= Stated problem =
Find every line below that contains the word "React" and copy it out.

= Provided information =
========================================

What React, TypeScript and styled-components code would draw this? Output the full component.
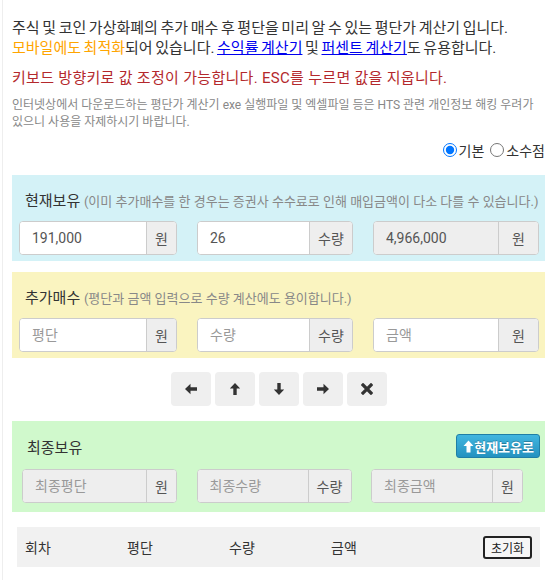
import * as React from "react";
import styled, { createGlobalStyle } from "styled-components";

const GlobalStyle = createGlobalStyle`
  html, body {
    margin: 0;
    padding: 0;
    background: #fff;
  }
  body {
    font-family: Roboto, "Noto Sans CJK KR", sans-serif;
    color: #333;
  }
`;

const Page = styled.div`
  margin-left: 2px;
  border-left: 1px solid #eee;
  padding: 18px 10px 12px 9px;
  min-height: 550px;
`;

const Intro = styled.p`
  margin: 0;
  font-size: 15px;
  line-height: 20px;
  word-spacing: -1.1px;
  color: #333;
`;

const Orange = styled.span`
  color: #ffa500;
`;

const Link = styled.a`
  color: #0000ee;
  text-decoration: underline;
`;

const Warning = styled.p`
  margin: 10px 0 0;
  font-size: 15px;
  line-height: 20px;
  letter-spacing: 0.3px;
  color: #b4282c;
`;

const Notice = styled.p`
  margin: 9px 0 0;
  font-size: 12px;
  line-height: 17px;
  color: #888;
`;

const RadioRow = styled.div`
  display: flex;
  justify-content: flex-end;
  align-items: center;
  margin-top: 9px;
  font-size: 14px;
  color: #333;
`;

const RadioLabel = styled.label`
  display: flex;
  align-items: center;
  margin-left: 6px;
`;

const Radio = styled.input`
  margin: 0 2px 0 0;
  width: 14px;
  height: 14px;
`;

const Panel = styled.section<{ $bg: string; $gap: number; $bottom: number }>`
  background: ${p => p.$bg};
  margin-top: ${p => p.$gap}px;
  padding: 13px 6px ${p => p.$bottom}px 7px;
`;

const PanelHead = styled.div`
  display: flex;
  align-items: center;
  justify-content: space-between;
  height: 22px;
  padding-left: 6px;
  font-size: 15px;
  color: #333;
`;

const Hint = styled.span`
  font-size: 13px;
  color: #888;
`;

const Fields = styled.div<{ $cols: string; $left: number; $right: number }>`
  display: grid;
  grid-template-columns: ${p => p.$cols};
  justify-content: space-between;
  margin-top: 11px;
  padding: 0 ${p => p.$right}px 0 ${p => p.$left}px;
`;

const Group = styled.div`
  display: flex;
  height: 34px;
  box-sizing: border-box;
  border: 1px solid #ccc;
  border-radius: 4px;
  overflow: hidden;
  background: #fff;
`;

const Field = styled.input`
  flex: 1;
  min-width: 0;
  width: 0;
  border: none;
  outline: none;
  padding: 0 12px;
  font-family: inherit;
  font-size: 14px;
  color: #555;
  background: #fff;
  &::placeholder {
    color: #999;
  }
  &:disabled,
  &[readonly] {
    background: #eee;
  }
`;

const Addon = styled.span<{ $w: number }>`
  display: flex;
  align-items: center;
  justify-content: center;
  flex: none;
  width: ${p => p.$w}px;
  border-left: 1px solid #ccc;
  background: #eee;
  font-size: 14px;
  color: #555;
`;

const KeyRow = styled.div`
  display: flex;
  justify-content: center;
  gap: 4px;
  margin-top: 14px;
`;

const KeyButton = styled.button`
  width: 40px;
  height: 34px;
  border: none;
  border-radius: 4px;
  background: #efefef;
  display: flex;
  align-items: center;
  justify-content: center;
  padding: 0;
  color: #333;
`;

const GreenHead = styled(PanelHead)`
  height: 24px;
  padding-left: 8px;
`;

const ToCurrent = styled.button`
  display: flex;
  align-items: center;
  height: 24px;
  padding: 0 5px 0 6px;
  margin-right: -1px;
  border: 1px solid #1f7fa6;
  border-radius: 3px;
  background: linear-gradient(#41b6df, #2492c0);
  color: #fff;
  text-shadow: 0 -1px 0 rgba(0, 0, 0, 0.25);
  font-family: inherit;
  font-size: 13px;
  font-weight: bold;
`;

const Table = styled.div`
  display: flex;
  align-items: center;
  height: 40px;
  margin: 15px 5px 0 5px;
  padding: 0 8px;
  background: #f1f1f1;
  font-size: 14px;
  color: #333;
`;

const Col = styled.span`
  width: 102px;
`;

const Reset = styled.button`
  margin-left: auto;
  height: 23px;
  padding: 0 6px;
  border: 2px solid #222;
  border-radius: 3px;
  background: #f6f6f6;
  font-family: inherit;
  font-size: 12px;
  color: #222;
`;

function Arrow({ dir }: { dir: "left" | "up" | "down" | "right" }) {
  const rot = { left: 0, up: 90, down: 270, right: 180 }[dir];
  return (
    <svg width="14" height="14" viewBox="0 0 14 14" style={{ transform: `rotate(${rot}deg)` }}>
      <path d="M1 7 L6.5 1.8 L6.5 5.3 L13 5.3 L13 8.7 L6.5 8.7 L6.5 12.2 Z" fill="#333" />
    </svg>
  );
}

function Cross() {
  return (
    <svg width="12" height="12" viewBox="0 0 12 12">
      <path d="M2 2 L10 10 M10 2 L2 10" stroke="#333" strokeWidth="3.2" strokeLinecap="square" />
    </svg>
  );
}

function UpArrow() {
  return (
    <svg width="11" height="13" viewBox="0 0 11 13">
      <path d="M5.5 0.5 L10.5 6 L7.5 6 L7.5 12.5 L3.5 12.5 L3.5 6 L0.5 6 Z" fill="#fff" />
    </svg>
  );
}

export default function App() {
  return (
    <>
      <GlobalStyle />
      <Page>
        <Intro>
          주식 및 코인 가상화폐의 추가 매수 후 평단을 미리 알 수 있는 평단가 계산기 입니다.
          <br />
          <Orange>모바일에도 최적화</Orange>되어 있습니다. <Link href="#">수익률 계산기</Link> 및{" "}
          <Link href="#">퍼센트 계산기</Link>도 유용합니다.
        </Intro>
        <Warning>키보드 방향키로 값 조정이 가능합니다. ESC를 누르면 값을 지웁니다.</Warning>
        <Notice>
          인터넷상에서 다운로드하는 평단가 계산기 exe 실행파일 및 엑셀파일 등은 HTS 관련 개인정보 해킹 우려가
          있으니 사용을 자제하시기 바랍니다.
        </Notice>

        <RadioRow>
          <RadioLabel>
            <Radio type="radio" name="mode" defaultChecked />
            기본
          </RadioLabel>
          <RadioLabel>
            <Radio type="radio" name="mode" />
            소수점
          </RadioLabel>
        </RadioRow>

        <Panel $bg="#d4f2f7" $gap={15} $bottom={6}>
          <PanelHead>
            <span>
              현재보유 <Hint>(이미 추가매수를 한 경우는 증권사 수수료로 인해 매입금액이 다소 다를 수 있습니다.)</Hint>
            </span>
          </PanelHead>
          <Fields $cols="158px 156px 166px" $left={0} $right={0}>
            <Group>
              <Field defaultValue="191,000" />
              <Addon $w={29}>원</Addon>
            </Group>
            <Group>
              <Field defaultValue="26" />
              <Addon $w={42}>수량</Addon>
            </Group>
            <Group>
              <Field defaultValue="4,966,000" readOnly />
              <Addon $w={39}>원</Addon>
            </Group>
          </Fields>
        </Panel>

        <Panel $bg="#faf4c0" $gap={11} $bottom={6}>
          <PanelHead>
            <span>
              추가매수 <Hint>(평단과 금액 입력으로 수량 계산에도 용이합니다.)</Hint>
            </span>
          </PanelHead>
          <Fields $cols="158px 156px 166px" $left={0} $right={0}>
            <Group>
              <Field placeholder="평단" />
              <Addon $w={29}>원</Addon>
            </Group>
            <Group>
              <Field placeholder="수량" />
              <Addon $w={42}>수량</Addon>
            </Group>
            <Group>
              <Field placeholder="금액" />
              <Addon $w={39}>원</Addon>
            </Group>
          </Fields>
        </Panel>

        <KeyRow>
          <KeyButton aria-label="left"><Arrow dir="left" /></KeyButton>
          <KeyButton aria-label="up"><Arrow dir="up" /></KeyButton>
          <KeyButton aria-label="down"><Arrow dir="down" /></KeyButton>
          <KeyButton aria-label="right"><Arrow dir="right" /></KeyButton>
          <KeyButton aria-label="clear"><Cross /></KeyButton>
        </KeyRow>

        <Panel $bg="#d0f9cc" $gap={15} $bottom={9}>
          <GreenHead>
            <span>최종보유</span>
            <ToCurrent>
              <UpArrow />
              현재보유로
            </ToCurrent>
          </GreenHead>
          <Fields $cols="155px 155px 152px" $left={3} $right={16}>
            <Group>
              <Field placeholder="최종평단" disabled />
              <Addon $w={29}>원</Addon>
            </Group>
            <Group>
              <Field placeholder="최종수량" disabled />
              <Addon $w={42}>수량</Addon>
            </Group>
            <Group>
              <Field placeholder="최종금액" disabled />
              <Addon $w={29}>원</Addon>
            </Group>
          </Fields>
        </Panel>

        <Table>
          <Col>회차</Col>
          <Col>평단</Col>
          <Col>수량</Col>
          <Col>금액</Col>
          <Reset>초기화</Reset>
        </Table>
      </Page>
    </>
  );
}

========================================

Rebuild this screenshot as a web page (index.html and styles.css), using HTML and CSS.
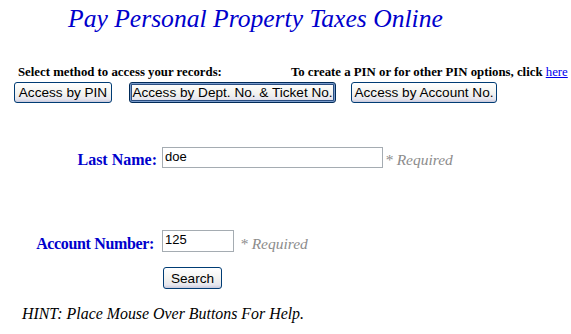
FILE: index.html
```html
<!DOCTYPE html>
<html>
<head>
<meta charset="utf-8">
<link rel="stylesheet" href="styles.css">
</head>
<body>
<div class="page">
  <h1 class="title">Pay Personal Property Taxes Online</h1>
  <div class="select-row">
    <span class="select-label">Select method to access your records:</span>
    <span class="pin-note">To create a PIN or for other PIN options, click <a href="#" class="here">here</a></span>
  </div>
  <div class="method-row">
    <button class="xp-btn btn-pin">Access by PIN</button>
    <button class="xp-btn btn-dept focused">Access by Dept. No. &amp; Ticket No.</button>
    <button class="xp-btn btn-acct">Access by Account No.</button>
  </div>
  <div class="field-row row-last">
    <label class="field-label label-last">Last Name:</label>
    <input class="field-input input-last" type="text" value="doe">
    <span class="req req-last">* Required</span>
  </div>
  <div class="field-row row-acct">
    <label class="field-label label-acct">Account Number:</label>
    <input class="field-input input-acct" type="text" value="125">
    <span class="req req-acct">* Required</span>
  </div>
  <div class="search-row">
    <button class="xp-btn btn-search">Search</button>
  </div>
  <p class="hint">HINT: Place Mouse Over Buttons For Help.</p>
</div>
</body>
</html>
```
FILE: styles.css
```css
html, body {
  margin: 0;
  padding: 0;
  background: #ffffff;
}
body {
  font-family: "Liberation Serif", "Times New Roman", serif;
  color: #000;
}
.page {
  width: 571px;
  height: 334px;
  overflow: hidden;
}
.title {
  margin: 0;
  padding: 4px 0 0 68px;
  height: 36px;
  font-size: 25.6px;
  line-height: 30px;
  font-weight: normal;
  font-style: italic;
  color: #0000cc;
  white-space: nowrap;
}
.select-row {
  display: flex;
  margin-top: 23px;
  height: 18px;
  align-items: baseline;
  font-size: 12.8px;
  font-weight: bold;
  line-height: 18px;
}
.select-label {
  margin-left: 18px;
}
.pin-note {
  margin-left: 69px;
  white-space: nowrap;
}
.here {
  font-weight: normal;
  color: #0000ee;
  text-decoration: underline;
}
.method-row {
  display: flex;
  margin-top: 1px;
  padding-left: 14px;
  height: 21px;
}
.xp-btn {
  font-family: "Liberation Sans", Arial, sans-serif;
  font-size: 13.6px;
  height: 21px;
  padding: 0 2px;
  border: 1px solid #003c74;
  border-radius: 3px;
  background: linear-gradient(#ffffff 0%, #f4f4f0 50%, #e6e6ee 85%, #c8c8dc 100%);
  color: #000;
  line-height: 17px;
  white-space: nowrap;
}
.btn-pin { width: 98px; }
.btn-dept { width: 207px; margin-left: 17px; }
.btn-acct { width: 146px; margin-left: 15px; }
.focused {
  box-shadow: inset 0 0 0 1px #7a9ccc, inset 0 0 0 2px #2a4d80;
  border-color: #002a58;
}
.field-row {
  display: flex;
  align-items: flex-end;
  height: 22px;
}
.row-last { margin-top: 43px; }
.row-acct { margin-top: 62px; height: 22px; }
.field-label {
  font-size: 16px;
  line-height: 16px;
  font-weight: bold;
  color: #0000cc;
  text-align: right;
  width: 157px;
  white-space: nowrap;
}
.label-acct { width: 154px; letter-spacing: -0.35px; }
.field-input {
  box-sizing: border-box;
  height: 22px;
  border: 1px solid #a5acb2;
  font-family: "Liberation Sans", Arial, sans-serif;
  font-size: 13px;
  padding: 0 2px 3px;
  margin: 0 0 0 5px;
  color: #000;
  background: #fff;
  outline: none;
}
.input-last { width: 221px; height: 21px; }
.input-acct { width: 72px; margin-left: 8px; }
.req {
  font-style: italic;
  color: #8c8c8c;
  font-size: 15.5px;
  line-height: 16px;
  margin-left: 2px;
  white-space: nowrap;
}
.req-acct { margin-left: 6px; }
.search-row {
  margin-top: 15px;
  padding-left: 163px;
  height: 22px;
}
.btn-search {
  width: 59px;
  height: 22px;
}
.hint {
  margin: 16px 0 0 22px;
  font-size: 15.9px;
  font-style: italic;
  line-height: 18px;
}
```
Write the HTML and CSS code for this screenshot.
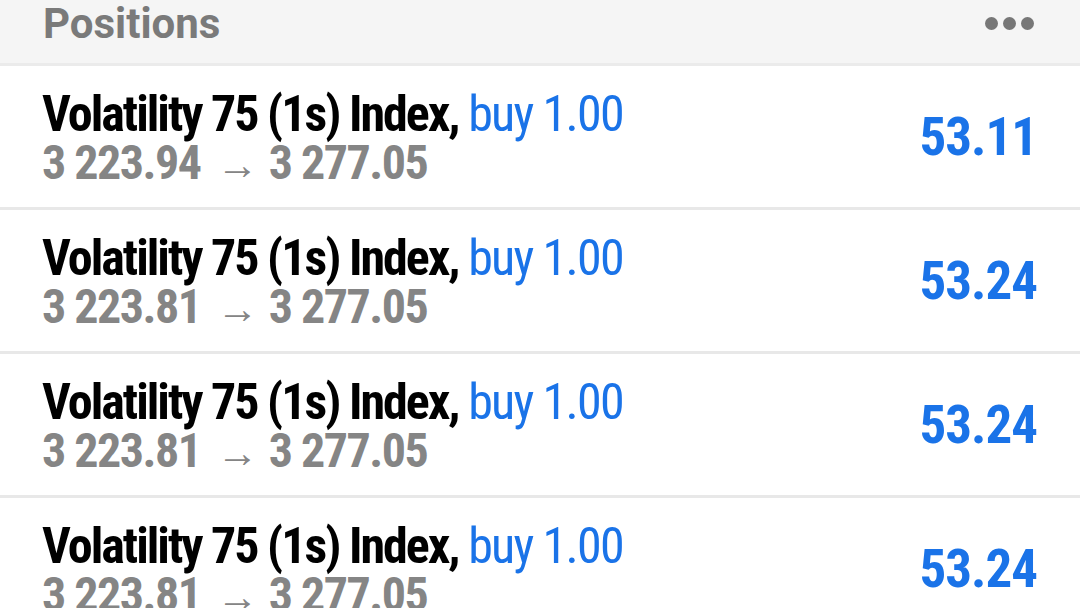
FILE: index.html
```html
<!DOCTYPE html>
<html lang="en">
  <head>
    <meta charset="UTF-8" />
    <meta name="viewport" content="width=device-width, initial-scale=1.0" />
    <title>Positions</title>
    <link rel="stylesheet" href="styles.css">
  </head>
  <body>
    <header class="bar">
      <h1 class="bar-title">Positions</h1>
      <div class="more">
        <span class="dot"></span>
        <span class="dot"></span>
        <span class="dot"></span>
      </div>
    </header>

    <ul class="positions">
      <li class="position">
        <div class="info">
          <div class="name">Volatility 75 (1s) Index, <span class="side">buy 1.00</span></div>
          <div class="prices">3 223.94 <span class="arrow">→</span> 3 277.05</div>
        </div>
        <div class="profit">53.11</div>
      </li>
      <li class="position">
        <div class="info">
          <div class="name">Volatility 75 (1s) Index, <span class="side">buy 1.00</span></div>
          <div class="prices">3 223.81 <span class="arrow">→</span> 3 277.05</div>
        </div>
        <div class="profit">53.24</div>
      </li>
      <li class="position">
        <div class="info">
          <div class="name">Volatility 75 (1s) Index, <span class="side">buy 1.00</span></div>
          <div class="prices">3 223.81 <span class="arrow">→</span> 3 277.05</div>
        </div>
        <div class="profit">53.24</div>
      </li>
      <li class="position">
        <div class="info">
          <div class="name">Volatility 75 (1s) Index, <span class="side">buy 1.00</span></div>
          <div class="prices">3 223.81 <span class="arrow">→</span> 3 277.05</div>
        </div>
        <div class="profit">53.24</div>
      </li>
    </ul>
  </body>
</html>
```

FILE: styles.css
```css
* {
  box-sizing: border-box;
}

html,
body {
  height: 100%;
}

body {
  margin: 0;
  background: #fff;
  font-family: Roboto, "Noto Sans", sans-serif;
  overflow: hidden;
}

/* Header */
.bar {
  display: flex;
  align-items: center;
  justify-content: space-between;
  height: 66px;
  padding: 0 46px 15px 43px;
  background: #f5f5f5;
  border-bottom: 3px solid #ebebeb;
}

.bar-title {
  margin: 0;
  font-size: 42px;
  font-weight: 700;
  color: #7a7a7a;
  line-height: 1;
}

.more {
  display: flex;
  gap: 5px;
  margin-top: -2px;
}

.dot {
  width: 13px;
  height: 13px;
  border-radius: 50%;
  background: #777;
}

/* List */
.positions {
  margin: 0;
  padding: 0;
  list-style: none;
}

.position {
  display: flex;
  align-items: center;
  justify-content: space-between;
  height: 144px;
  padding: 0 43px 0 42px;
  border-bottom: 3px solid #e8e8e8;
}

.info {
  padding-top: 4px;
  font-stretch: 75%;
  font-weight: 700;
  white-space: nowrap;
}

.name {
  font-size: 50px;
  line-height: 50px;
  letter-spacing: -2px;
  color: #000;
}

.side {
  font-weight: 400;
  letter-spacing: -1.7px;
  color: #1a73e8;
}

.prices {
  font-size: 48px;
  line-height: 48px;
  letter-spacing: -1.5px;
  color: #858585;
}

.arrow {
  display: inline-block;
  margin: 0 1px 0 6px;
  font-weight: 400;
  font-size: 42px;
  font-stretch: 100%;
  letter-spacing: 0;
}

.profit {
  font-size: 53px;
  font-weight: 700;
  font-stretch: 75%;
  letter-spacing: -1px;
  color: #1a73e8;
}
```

========================================

= Output of the task =
What React, TypeScript and styled-components code would draw this? Output the full component.
import * as React from "react";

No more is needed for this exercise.